Aber es freut mich immer zu sehen, wie viel positive Energie um mich herum ist an Tagen wie dem feministischen Streiktag. Und ich staune nicht selten über den ganz anderen Vibe, der in meiner Stadt herrscht, wenn alle singend und klatschend durch die Strassen gehen und ihre Gefühle so offen zeigen!

Früher dachte ich: Das erste und letzte Mal wo ein:e Schweizer:in so richtig grosse Gefühle zeigt, ist bei der Geburt. Und ich meine nicht «beim Gebären», nein, vermutlich sind Schweizer Mütter während der Geburt extrem leise und höflich und wollen auf gar keinen Fall Umstände machen für ein Glas Wasser.

Ich spreche von der eigenen Geburt! Ach, damals, da konnte man noch ganz ungehemmt seinen Unmut kundtun. Auf ganz natürliche Weise! Einfach Fäustchen in die Luft recken und so laut wie möglich «AAAAAAH» schreien. Gegen das Patriarchat, gegen die eigenen Eltern, gegen das monatelange verharren im zu kleinen Wohnraum, egal was: raus damit!

Doch dann gibt’s einen kleinen Klaps auf den Hintern und uns wird fortan gesagt: «Du gäll, so machemers bi eus im Fall nöd.» Und schon wandert das Fäustchen in den Sack und bleibt dort achtundvierzig Jahre lang bis zum ersten Burnout nach der zweiten Scheidung. Ab dann heisst’s: «Gring abe und düre.»

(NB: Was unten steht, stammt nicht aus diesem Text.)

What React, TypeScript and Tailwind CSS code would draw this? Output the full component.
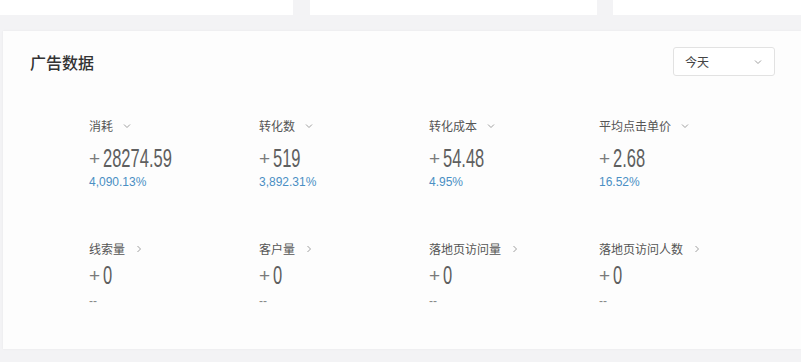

Unser quasi-nationales-Motto inspiriert nicht wirklich zum Demonstrieren. Eher dazu, sämtliche strukturellen Ungereimtheiten zu schlucken und sich glücklich zu schätzen, wenn man den Winter überlebt hat. «Gring abe und düre», lässt nicht ahnen, dass das, was uns beschäftigt, durch den Austausch mit Anderen bewältigbar sein kann, und dass wir wahrscheinlich mehr Probleme gemeinsam haben, als uns lieb ist. 

Erst gemeinsam auf der Strasse mit tausenden anderen Leidensgenoss:innen wird so richtig klar: Wir sind nicht alleine. Und wir sind auch keine Zahl und keine Statistik. Wir sind atmende, blutende, lachende, mutige Menschen mit Träumen und Ideen. Und verdammt viel Apérol Spritz im Gepäck. 

Und falls ihr auch wie diese schreibende Halb-Schweizerin, Halb-Engländerinnen manchmal zu scheu seid, um gleich die krässesten Forderungen herauszuposaunen, habe ich eine für euch im Gepäck, die ziemlich sicher allgemeingültig ist:

«WIR SIND ALLE GLEICH IM GRUND: ZWEI LITER WASSER PRO TAG SIND GESUND!»

Vor allem bei 32 Grad Lufttemperatur. Stay hydrated!